Once upon a time in Cracktown...
Smoke and Mirrors n'est toutefois pas simplement un épisode visant à mieux nous faire entrer dans la peau de Bigby, il contribue également en deux heures à faire évoluer l'histoire et l'enquête sur les meurtres sordides qui frappent Fabletown... ainsi qu'à nous montrer à quel point la vie de ces personnages de contes est elle-même devenue sordide depuis leur exil dans notre monde, depuis leur déchéance. En allant fourrer son nez à droite et à gauche, le joueur / Bigby découvre les secrets honteux de ces exilés, la crasse, la drogue, les mœurs légères, la perversion, tout ce qui fait de The Wolf Among Us un véritable polar noir, très noir, à l'anti-héros constamment sur la brèche, prêt à exploser, auquel on adresse tous les reproches alors qu'il est sans doute l'un des personnages les moins pourris de ce microcosme new-yorkais, juste le plus mal-aimé. Alors malgré son rythme plus lent et dépourvu de grosses scènes d'action, cet épisode de transition, typique de la progression des jeux Telltale d'ailleurs, ne laisse certainement pas indifférent, pas avec une telle écriture (avec une mention pour quelques réparties cyniques de Bigby) et des dialogues aussi magistralement interprétés.
Points forts
- Ambiance et direction artistique maîtrisées
- Doublages et musiques impeccables
- Le lien avec Bigby de plus en plus fort
- L'écriture (dialogues et histoire) qui pousse intelligemment à l'identification
- La mise en scène ultra efficace
- De plus en plus sombre
Points faibles
- Les animations parfois peu naturelles
- Une VO intégrale qui en rebutera certains
- Le rythme plus posé
- Un peu court même pour un épisode (2 heures)

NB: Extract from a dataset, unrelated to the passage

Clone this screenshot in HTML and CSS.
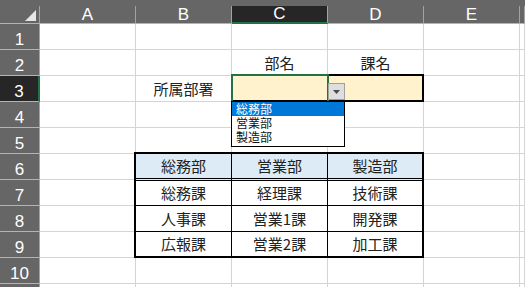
FILE: index.html
```html
<!DOCTYPE html>
<html lang="ja">
<head>
<meta charset="utf-8">
<link rel="stylesheet" href="styles.css">
</head>
<body>
<div class="sheet">
  <div class="strip"></div>

  <div class="ch corner"><svg class="tri" width="11" height="11" viewBox="0 0 11 11"><polygon points="11,0 11,11 0,11" fill="#e6e6e6"/></svg></div>
  <div class="ch">A</div>
  <div class="ch">B</div>
  <div class="ch ch-sel">C</div>
  <div class="ch">D</div>
  <div class="ch">E</div>
  <div class="ch"></div>

  <div class="rh">1</div><div class="c"></div><div class="c"></div><div class="c"></div><div class="c"></div><div class="c"></div><div class="c"></div>
  <div class="rh">2</div><div class="c"></div><div class="c"></div><div class="c">部名</div><div class="c">課名</div><div class="c"></div><div class="c"></div>
  <div class="rh rh-sel">3</div><div class="c"></div><div class="c">所属部署</div><div class="c fill c3"></div><div class="c fill d3"></div><div class="c"></div><div class="c"></div>
  <div class="rh">4</div><div class="c"></div><div class="c"></div><div class="c"></div><div class="c"></div><div class="c"></div><div class="c"></div>
  <div class="rh">5</div><div class="c"></div><div class="c"></div><div class="c"></div><div class="c"></div><div class="c"></div><div class="c"></div>
  <div class="rh">6</div><div class="c"></div><div class="c"></div><div class="c"></div>
  <div class="rh">7</div><div class="c"></div><div class="c"></div><div class="c"></div>
  <div class="rh">8</div><div class="c"></div><div class="c"></div><div class="c"></div>
  <div class="rh">9</div><div class="c"></div><div class="c"></div><div class="c"></div>
  <div class="rh">10</div><div class="c"></div><div class="c"></div><div class="c"></div><div class="c"></div><div class="c"></div><div class="c"></div>
  <div class="rh"></div><div class="c"></div><div class="c"></div><div class="c"></div><div class="c"></div><div class="c"></div><div class="c"></div>

  <div class="table">
    <div class="t th">総務部</div><div class="t th">営業部</div><div class="t th last">製造部</div>
    <div class="t">総務課</div><div class="t">経理課</div><div class="t last">技術課</div>
    <div class="t">人事課</div><div class="t">営業1課</div><div class="t last">開発課</div>
    <div class="t bottom">広報課</div><div class="t bottom">営業2課</div><div class="t bottom last">加工課</div>
  </div>

  <div class="range"></div>
  <div class="active"></div>

  <div class="dd-btn"><svg width="7" height="4" viewBox="0 0 7 4"><polygon points="0,0 7,0 3.5,4" fill="#4a4a4a"/></svg></div>
  <div class="dd-list">
    <div class="dd-item sel">総務部</div>
    <div class="dd-item">営業部</div>
    <div class="dd-item">製造部</div>
  </div>
</div>
</body>
</html>
```

FILE: styles.css
```css
html, body {
  margin: 0;
  padding: 0;
  background: #ffffff;
  overflow: hidden;
}

.sheet {
  position: relative;
  width: 525px;
  height: 287px;
  display: grid;
  grid-template-columns: 40px repeat(5, 96px) 1fr;
  grid-template-rows: 6px 18px repeat(11, 26px);
  font-family: "Noto Sans CJK JP", "Noto Sans", sans-serif;
  color: #222;
  overflow: hidden;
}

.strip {
  grid-column: 1 / -1;
  background: #666666;
}

.ch {
  background: #666666;
  border-right: 1px solid #a3a3a3;
  border-bottom: 1px solid #b4b4b4;
  color: #ffffff;
  font-family: "Liberation Sans", Arial, sans-serif;
  font-size: 17px;
  line-height: 17px;
  display: flex;
  align-items: flex-end;
  justify-content: center;
}

.corner {
  justify-content: flex-end;
  align-items: flex-start;
}

.tri {
  margin: 4px 3px 0 0;
}

.ch-sel {
  background: #262626;
  border-bottom: 2px solid #217346;
}

.rh {
  background: #666666;
  border-right: 1px solid #a3a3a3;
  border-bottom: 1px solid #b4b4b4;
  color: #ffffff;
  font-family: "Liberation Sans", Arial, sans-serif;
  font-size: 17px;
  line-height: 17px;
  display: flex;
  align-items: flex-end;
  justify-content: center;
  padding-bottom: 1px;
}

.rh-sel {
  background: #262626;
  border-right: 2px solid #217346;
}

.c {
  border-right: 1px solid #d4d4d4;
  border-bottom: 1px solid #d4d4d4;
  font-size: 15px;
  line-height: 20px;
  display: flex;
  align-items: flex-end;
  justify-content: center;
  padding-bottom: 2px;
}

.fill {
  background: #fff2cc;
}

.c3 {
  grid-column: 4;
  grid-row: 5;
}

.d3 {
  grid-column: 5;
  grid-row: 5;
}

.table {
  grid-column: 3 / 6;
  grid-row: 8 / 12;
  margin: -2px 0 0 -2px;
  border: 2px solid #000;
  background: #fff;
  display: grid;
  grid-template-columns: 96px 96px 1fr;
  grid-template-rows: 27px 25px 26px 1fr;
}

.t {
  border-right: 1px solid #000;
  border-bottom: 1px solid #000;
  font-size: 15px;
  line-height: 20px;
  display: flex;
  align-items: center;
  justify-content: center;
}

.th {
  background: #ddebf7;
  border-bottom: 3px double #000;
}

.last {
  border-right: none;
}

.bottom {
  border-bottom: none;
}

.range {
  grid-column: 4 / 6;
  grid-row: 5;
  margin: -2px 0 0 -1px;
  border: 2px solid #000;
}

.active {
  grid-column: 4;
  grid-row: 5;
  margin: -2px -1px -1px -1px;
  border: 2px solid #217346;
}

.dd-btn {
  position: absolute;
  left: 328px;
  top: 83px;
  width: 15px;
  height: 15px;
  background: #dedede;
  border: 1px solid #a0a0a0;
  display: flex;
  align-items: center;
  justify-content: center;
}

.dd-list {
  position: absolute;
  left: 231px;
  top: 101px;
  width: 112px;
  height: 44px;
  background: #fff;
  border: 1px solid #000;
  display: flex;
  flex-direction: column;
}

.dd-item {
  height: 14px;
  font-size: 12px;
  line-height: 14px;
  padding-left: 4px;
  color: #111;
  white-space: nowrap;
}

.dd-item.sel {
  background: #0078d7;
  color: #ffffff;
}
```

Beaucoup plus calme que le premier volet, Smoke and Mirrors n'en est pas moins tendu comme un arc. Car s'il laisse de côté, pour l'heure, les QTE dynamiques ou les temps décisifs suspendus, ses nombreux dialogues, sa mise en scène et les faits qu'il présente sont corrosifs et Bigby y apparaît régulièrement comme un buveur repenti à qui on agiterait une bouteille sous le nez en attendant qu'il craque... et mette un coup de croc à tout ce qui essaie de jouer au plus malin. Smoke and Mirrors est en effet plus posé et "tranquille" que Faith, mais seulement en surface.